* [What is needed] The line containing "import React from" marks the end: extract everything from the first line of the data through that line, exactly, with no pictures.

* Begin Input data *

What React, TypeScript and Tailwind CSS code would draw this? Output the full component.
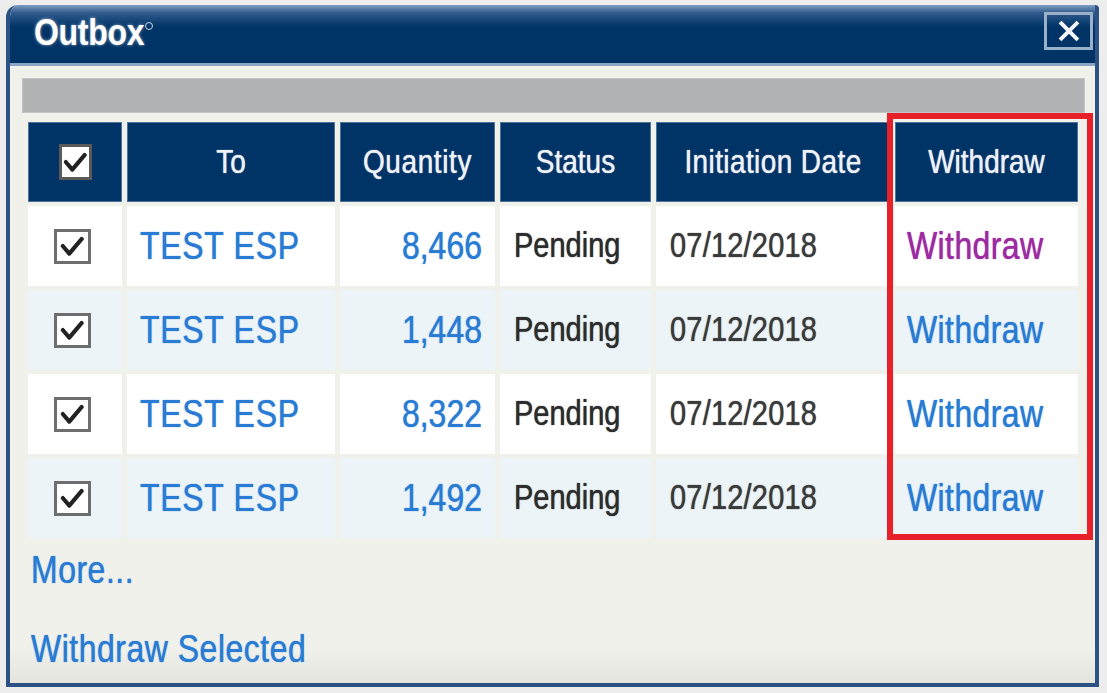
import React from "react";

const rows = [
  { qty: "8,466", visited: true, bg: "bg-white" },
  { qty: "1,448", visited: false, bg: "bg-[#edf4f8]" },
  { qty: "8,322", visited: false, bg: "bg-white" },
  { qty: "1,492", visited: false, bg: "bg-[#edf4f8]" },
];

function T({ children, className }: { children: React.ReactNode; className?: string }) {
  return <span className={"inline-block scale-y-[1.2] [text-shadow:0_0_1px_currentColor] " + (className || "")}>{children}</span>;
}

function Check({ header }: { header?: boolean }) {
  return (
    <div
      className={
        "flex items-center justify-center bg-white border-[3px] " +
        (header ? "w-[33px] h-[36px] border-[#5a5a5a]" : "w-[37px] h-[35px] border-[#6e6e6e]")
      }
    >
      <svg viewBox="0 0 24 24" className="w-[26px] h-[26px]">
        <path d="M3.5 12 L9.5 19 L21 5.5" fill="none" stroke="#222" strokeWidth="3.8" strokeLinecap="round" strokeLinejoin="round" />
      </svg>
    </div>
  );
}

export default function App() {
  const font = { fontFamily: '"Liberation Sans", Arial, sans-serif' };
  const head = "h-[80px] bg-[#003366] border border-[#4f719a] flex items-center justify-center text-[#eef2f7] text-[28px]";
  return (
    <div className="relative w-[1107px] h-[693px] bg-[#ededed] overflow-hidden pt-[5px] pl-[6px]" style={font}>
      <div className="w-[1093px] h-[682px] rounded-tl-[12px] rounded-tr-[4px] border-x-[4px] border-b-[4px] border-[#2b5283] flex flex-col overflow-hidden bg-[linear-gradient(to_bottom,#f1f1ec_0%,#f1f1ec_95%,#e4e4de_100%)]">
        <div className="h-[61px] shrink-0 flex items-start justify-between border-b-[3px] border-[#8ba4c3] bg-[linear-gradient(to_bottom,#7e9dc2_0px,#2f5a8c_8px,#003366_22px,#003366_100%)]">
          <div className="pl-[24px] pt-[9px] flex items-start">
            <span className="inline-block scale-y-[1.15] text-white text-[32px] font-bold leading-[36px] tracking-[-0.3px] [text-shadow:0_0_3px_rgba(255,255,255,0.6)]">Outbox</span>
            <span className="mt-[8px] ml-[1px] w-[8px] h-[8px] rounded-full border border-[#c9d4e2]"></span>
          </div>
          <div className="mt-[7px] mr-[2px] w-[49px] h-[38px] border-[3px] border-[#9bb0c9] flex items-center justify-center">
            <svg viewBox="0 0 24 24" className="w-[26px] h-[26px]">
              <path d="M5 5 L19 19 M19 5 L5 19" stroke="#f4f6fa" strokeWidth="3.6" strokeLinecap="square" />
            </svg>
          </div>
        </div>

        <div className="mt-[12px] ml-[12px] mr-[10px] h-[35px] bg-[#b1b2b4] border border-[#c4c5c6]"></div>

        <div className="mt-[9px] ml-[18px] grid grid-cols-[94px_208px_155px_151px_234px_183px] gap-x-[5px] gap-y-[4px]">
          <div className={head}><Check header /></div>
          <div className={head}><T>To</T></div>
          <div className={head}><T className="tracking-[0.6px]">Quantity</T></div>
          <div className={head}><T>Status</T></div>
          <div className={head}><T className="tracking-[0.4px]">Initiation Date</T></div>
          <div className={head}><T>Withdraw</T></div>
          {rows.map((r, i) => (
            <React.Fragment key={i}>
              <div className={r.bg + " h-[80px] flex items-center justify-center pr-[6px]"}><Check /></div>
              <div className={r.bg + " h-[80px] flex items-center pl-[13px] text-[32px] text-[#2a7bd3] tracking-[0.7px]"}><T>TEST ESP</T></div>
              <div className={r.bg + " h-[80px] flex items-center justify-end pr-[13px] text-[32px] text-[#2a7bd3]"}><T>{r.qty}</T></div>
              <div className={r.bg + " h-[80px] flex items-center pl-[14px] text-[29px] text-[#2c2c2c]"}><T>Pending</T></div>
              <div className={r.bg + " h-[80px] flex items-center pl-[14px] text-[29px] text-[#3a3a3a] tracking-[0.2px]"}><T>07/12/2018</T></div>
              <div className={r.bg + " h-[80px] flex items-center pl-[12px] text-[32px] tracking-[0.4px] " + (r.visited ? "text-[#9c2aa0]" : "text-[#2a7bd3]")}><T>Withdraw</T></div>
            </React.Fragment>
          ))}
        </div>

        <div className="mt-[14px] ml-[21px] text-[32px] leading-[37px] text-[#2a7bd3] tracking-[0.5px]"><T>More...</T></div>
        <div className="mt-[42px] ml-[21px] text-[32px] leading-[37px] text-[#2a7bd3] tracking-[0.5px]"><T>Withdraw Selected</T></div>
      </div>

      <div className="absolute left-[887px] top-[113px] w-[206px] h-[427px] border-[6px] border-[#e8202a]"></div>
    </div>
  );
}
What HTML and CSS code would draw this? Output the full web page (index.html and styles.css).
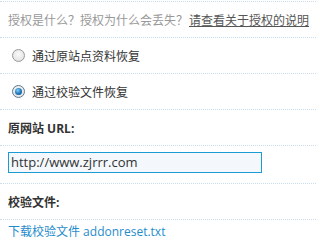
FILE: index.html
```html
<!DOCTYPE html>
<html>
<head>
<meta charset="utf-8">
<link rel="stylesheet" href="styles.css">
</head>
<body>
<div class="form">
  <div class="row first">
    <span class="tip">授权是什么？授权为什么会丢失？</span>
    <a class="doc" href="#">请查看关于授权的说明</a>
  </div>
  <div class="row radio-row">
    <span class="radio"></span>
    <span class="label">通过原站点资料恢复</span>
  </div>
  <div class="row radio-row">
    <span class="radio checked"></span>
    <span class="label">通过校验文件恢复</span>
  </div>
  <div class="row">
    <span class="title">原网站 URL:</span>
  </div>
  <div class="row input-row">
    <div class="input">http://www.zjrrr.com</div>
  </div>
  <div class="row">
    <span class="title">校验文件:</span>
  </div>
  <div class="row last">
    <a class="download" href="#">下载校验文件 addonreset.txt</a>
  </div>
</div>
</body>
</html>
```
FILE: styles.css
```css
html, body {
  margin: 0;
  padding: 0;
  background: #fff;
}
body {
  width: 316px;
  height: 241px;
  overflow: hidden;
  font-family: "Open Sans", "Noto Sans CJK SC", sans-serif;
  font-size: 12px;
  color: #333;
}
.form {
  padding-top: 1px;
}
.row {
  display: flex;
  align-items: center;
  height: 35px;
  padding-left: 8px;
  border-bottom: 1px dotted #c9dff0;
}
.row.first {
  border-top: 1px dotted #c9dff0;
}
.row.last {
  border-bottom: none;
  height: auto;
  align-items: flex-start;
  padding-top: 4px;
  line-height: 16px;
}
.tip {
  color: #999;
}
.doc {
  color: #555;
  text-decoration: underline;
  margin-left: 1px;
}
.radio-row {
  padding-left: 12px;
}
.radio {
  box-sizing: border-box;
  width: 13px;
  height: 13px;
  border-radius: 50%;
  border: 1px solid #9a9a9a;
  background: radial-gradient(circle at 50% 40%, #fafafa 0%, #dcdcdc 100%);
  margin-right: 7px;
  display: flex;
  align-items: center;
  justify-content: center;
}
.radio.checked {
  border-color: #5b7a94;
}
.radio.checked::after {
  content: "";
  width: 7px;
  height: 7px;
  border-radius: 50%;
  background: radial-gradient(circle at 40% 35%, #7fd0ff 0%, #1f74b8 55%, #0b3f73 100%);
}
.label {
  color: #333;
}
.title {
  font-weight: bold;
  color: #333;
}
.input-row {
  height: 37px;
  align-items: flex-start;
}
.input {
  box-sizing: border-box;
  width: 254px;
  height: 21px;
  margin-top: 6px;
  border: 1px solid #1a9bd3;
  background: #f4f8fd;
  font-size: 13px;
  line-height: 19px;
  padding-left: 2px;
  color: #333;
}
.download {
  color: #1f8ccc;
  text-decoration: none;
}
```
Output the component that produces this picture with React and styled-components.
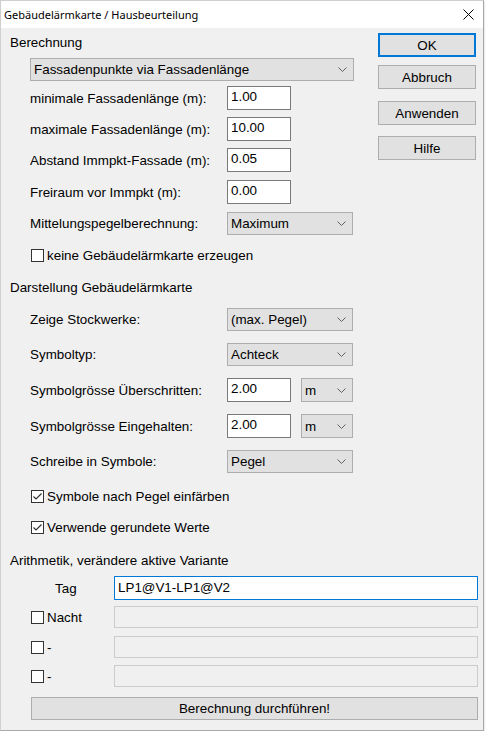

* End Input data *

* [Task output]
What React, TypeScript and Tailwind CSS code would draw this? Output the full component.
import React from "react";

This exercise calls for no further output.